Summit of the Americas: The Role of Universities in Regional Economic Development

Published April 10, 2015

UB President Satish K. Tripathi speaking at the Summit of the Americas.

UB President Satish K. Tripathi spoke in Panama at the April 10, 2015 Summit of the Americas on the role of universities in regional economic development.

“Together, we created a plan that not only imagined what our region could become, but created a pathway to make it so.”
President Satish K. Tripathi, President

Good afternoon! I am very pleased to have the opportunity to join with all the distinguished university leaders here today in discussing the role of universities like ours in guiding and sustaining the economic development of our surrounding regions.

This is a subject that is very close to my heart, speaking both as President of a large American public research university, and as a co-leader of our region’s economic development council.

I am proud to help guide a regional council that I think is in many ways a model of a regional economic development strategy that stems from the productive dialogue and collaboration of government, business and industry, and academia.
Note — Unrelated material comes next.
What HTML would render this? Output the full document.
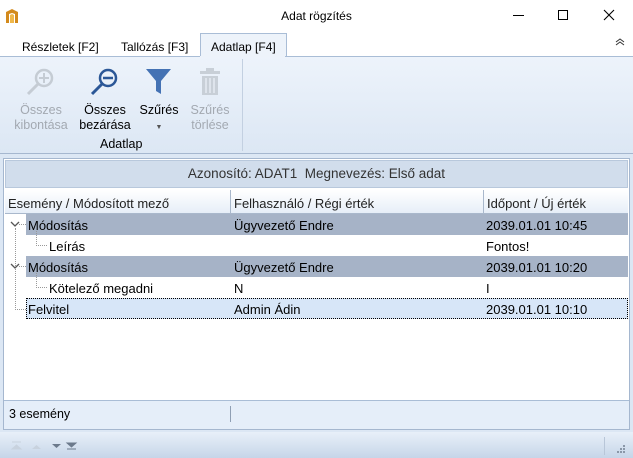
<!DOCTYPE html>
<html><head><meta charset="utf-8"><style>
*{margin:0;padding:0;box-sizing:border-box}
body{width:633px;height:458px;overflow:hidden;background:#fff;font-family:"Liberation Sans",sans-serif;font-size:12px;color:#000;position:relative}
.abs{position:absolute}
.t{position:absolute;white-space:nowrap}
</style></head><body>
<div class="abs" style="left:0;top:0;width:633px;height:32px;background:#fff"></div>
<svg class="abs" style="left:5px;top:8px" width="14" height="16" viewBox="0 0 14 16"><path d="M1 4 L7 1 L13 4 L13 15 L10 15 L10 6 L7 5 L4 6 L4 15 L1 15Z" fill="#d38a1c"/><path d="M5 7 L7 6 L9 7 L9 15 L5 15Z" fill="#f0b84a"/></svg>
<div class="t" style="left:0;width:633px;text-align:center;top:9px;font-size:12px">Adat rögzítés</div>
<div class="abs" style="left:513px;top:15px;width:11px;height:1px;background:#000"></div>
<div class="abs" style="left:558px;top:10px;width:10px;height:10px;border:1px solid #000"></div>
<svg class="abs" style="left:603px;top:9px" width="12" height="12"><path d="M1 1L11 11M11 1L1 11" stroke="#000" stroke-width="1.1"/></svg>
<div class="t" style="left:22px;top:40px;font-size:12px">Részletek [F2]</div>
<div class="t" style="left:121px;top:40px;font-size:12px">Tallózás [F3]</div>
<div class="abs" style="left:200px;top:33px;width:87px;height:24px;background:#edf3fa;border:1px solid #a9bdd6;border-bottom:none"></div>
<div class="t" style="left:211px;top:40px;font-size:12px">Adatlap [F4]</div>
<svg class="abs" style="left:615px;top:38px" width="10" height="8"><path d="M1 4L5 1L9 4M1 7L5 4L9 7" fill="none" stroke="#333" stroke-width="1"/></svg>
<div class="abs" style="left:0;top:56px;width:633px;height:98px;background:linear-gradient(#edf3fb,#dce7f4);border-top:1px solid #a9bdd6;border-bottom:1px solid #a5b7cf"></div>
<div class="abs" style="left:200px;top:56px;width:85px;height:1px;background:#edf3fa"></div>
<div class="abs" style="left:242px;top:59px;width:1px;height:92px;background:#c3d0e1"></div>
<svg class="abs" style="left:25px;top:66px" width="30" height="30"><circle cx="19" cy="12" r="8" fill="none" stroke="#c5ccd4" stroke-width="2.5"/><path d="M19 7v10M14 12h10" stroke="#c5ccd4" stroke-width="2"/><path d="M13 18L3 28" stroke="#c5ccd4" stroke-width="3"/></svg>
<svg class="abs" style="left:88px;top:66px" width="30" height="30"><circle cx="20" cy="12" r="8" fill="none" stroke="#2b5797" stroke-width="2.5"/><path d="M15 12h10" stroke="#2b5797" stroke-width="2.5"/><path d="M14 18L4 28" stroke="#2b5797" stroke-width="3"/></svg>
<svg class="abs" style="left:146px;top:69px" width="26" height="26"><path d="M0 0H25L15 12V25L10 22V12Z" fill="#4472b4"/></svg>
<svg class="abs" style="left:198px;top:68px" width="24" height="28"><rect x="2" y="3" width="20" height="3" fill="#c8cfd7"/><rect x="8" y="0" width="8" height="3" fill="#c8cfd7"/><rect x="4" y="8" width="16" height="19" fill="#c8cfd7"/><path d="M8 10v15M12 10v15M16 10v15" stroke="#e6ecf3" stroke-width="1.5"/></svg>
<div class="t" style="left:12px;top:103px;color:#a3a9b1;text-align:center;width:58px;line-height:15px;font-size:12.5px">Összes<br>kibontása</div>
<div class="t" style="left:76px;top:103px;text-align:center;width:58px;line-height:15px;font-size:12.5px">Összes<br>bezárása</div>
<div class="t" style="left:138px;top:103px;text-align:center;width:42px;line-height:15px;font-size:12.5px">Szűrés<br><span style="font-size:7px;color:#555">▼</span></div>
<div class="t" style="left:186px;top:103px;color:#a3a9b1;text-align:center;width:48px;line-height:15px;font-size:12.5px">Szűrés<br>törlése</div>
<div class="t" style="left:100px;top:137px;font-size:12.5px">Adatlap</div>
<div class="abs" style="left:0;top:154px;width:633px;height:278px;background:#dce7f4"></div>
<div class="abs" style="left:3px;top:158px;width:627px;height:272px;border:1px solid #a5b7cf;background:#fff"></div>
<div class="abs" style="left:5px;top:160px;width:623px;height:28px;background:#d1ddec;border:1px solid #b8c8dc"></div>
<div class="t" style="left:0;width:633px;text-align:center;top:166px;color:#333;font-size:13.5px">Azonosító: ADAT1&nbsp; Megnevezés: Első adat</div>
<div class="abs" style="left:5px;top:190px;width:623px;height:24px;background:linear-gradient(#fff,#e6eef8);border-bottom:1px solid #a9b8cc"></div>
<div class="abs" style="left:230px;top:190px;width:1px;height:24px;background:#a9b8cc"></div>
<div class="abs" style="left:483px;top:190px;width:1px;height:24px;background:#a9b8cc"></div>
<div class="t" style="left:8px;top:196px;color:#222;font-size:13px">Esemény / Módosított mező</div>
<div class="t" style="left:234px;top:196px;color:#222;font-size:13px">Felhasználó / Régi érték</div>
<div class="t" style="left:487px;top:196px;color:#222;font-size:13px">Időpont / Új érték</div>
<div class="abs" style="left:26px;top:214px;width:602px;height:21px;background:#a6b3c7"></div>
<div class="abs" style="left:26px;top:256px;width:602px;height:21px;background:#a6b3c7"></div>
<div class="abs" style="left:26px;top:298px;width:602px;height:21px;background:#d7e6f8;border:1px dotted #000"></div>
<div class="abs" style="left:15px;top:228px;width:0;height:82px;border-left:1px dotted #999"></div>
<div class="abs" style="left:15px;top:309px;width:11px;border-top:1px dotted #999"></div>
<div class="abs" style="left:36px;top:231px;width:0;height:15px;border-left:1px dotted #999"></div>
<div class="abs" style="left:36px;top:245px;width:11px;border-top:1px dotted #999"></div>
<div class="abs" style="left:36px;top:273px;width:0;height:15px;border-left:1px dotted #999"></div>
<div class="abs" style="left:36px;top:287px;width:11px;border-top:1px dotted #999"></div>
<div class="abs" style="left:19px;top:224px;width:7px;border-top:1px dotted #999"></div>
<div class="abs" style="left:19px;top:266px;width:7px;border-top:1px dotted #999"></div>
<svg class="abs" style="left:10px;top:221px" width="10" height="7"><path d="M1 1L5 5L9 1" fill="none" stroke="#555" stroke-width="1.3"/></svg>
<svg class="abs" style="left:10px;top:263px" width="10" height="7"><path d="M1 1L5 5L9 1" fill="none" stroke="#555" stroke-width="1.3"/></svg>
<div class="t" style="left:28px;top:218px;font-size:13px">Módosítás</div>
<div class="t" style="left:234px;top:218px;font-size:13px">Ügyvezető Endre</div>
<div class="t" style="left:486px;top:218px;font-size:13px">2039.01.01 10:45</div>
<div class="t" style="left:49px;top:239px;font-size:13px">Leírás</div>
<div class="t" style="left:486px;top:239px;font-size:13px">Fontos!</div>
<div class="t" style="left:28px;top:260px;font-size:13px">Módosítás</div>
<div class="t" style="left:234px;top:260px;font-size:13px">Ügyvezető Endre</div>
<div class="t" style="left:486px;top:260px;font-size:13px">2039.01.01 10:20</div>
<div class="t" style="left:49px;top:281px;font-size:13px">Kötelező megadni</div>
<div class="t" style="left:234px;top:281px;font-size:13px">N</div>
<div class="t" style="left:486px;top:281px;font-size:13px">I</div>
<div class="t" style="left:28px;top:302px;font-size:13px">Felvitel</div>
<div class="t" style="left:234px;top:302px;font-size:13px">Admin Ádin</div>
<div class="t" style="left:486px;top:302px;font-size:13px">2039.01.01 10:10</div>
<div class="abs" style="left:4px;top:400px;width:625px;height:29px;background:#e5eef9;border-top:1px solid #a9bdd6"></div>
<div class="t" style="left:9px;top:407px;font-size:12.5px">3 esemény</div>
<div class="abs" style="left:230px;top:406px;width:1px;height:16px;background:#8f9fb4"></div>
<div class="abs" style="left:0;top:432px;width:633px;height:26px;background:linear-gradient(#e8f0f9,#c6d5e8)"></div>
<svg class="abs" style="left:8px;top:440px" width="80" height="12"><path d="M4 2h9M4 9L8.5 5L13 9Z" fill="#c8d2de" stroke="#c8d2de"/><path d="M24 9L28.5 5L33 9Z" fill="#c8d2de"/><path d="M44 4L48.5 8L53 4Z" fill="#6c7a8c"/><path d="M59 3L63.5 7L68 3Z M59 9h9" fill="#6c7a8c" stroke="#6c7a8c"/></svg>
<div class="abs" style="left:604px;top:437px;width:1px;height:18px;background:#b8c6d8"></div>
<svg class="abs" style="left:616px;top:444px" width="10" height="10"><g fill="#8a97a8"><rect x="7" y="1" width="2" height="2"/><rect x="4" y="4" width="2" height="2"/><rect x="7" y="4" width="2" height="2"/><rect x="1" y="7" width="2" height="2"/><rect x="4" y="7" width="2" height="2"/><rect x="7" y="7" width="2" height="2"/></g></svg>
</body></html>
Three years ago, New York State Governor Andrew Cuomo established a system of 10 Regional Economic Development Councils across the state.

Each is co-chaired by a higher education leader, and a business leader—recognition of the key leadership of higher education institutions as catalysts for economic vitality.

We began, as all successful plans must, with a clearly defined plan based upon a shared vision. Our vision: to create a vibrant region that is a worldwide destination for people to live, learn, work, and visit, and for entrepreneurs and businesses to invest time and capital.

We carefully assessed our economic climate. And we took a close and honest look at our strengths and challenges. In terms of strengths, we knew we benefited from our people and our talent, including 22 area universities and colleges that provide a powerful source of creativity and intellectual capital, and a highly skilled workforce. We also benefited clearly from our established strength in key industry sectors; our regional assets, including natural resources, our geographic situation on an international border, and a rich arts and cultural scene.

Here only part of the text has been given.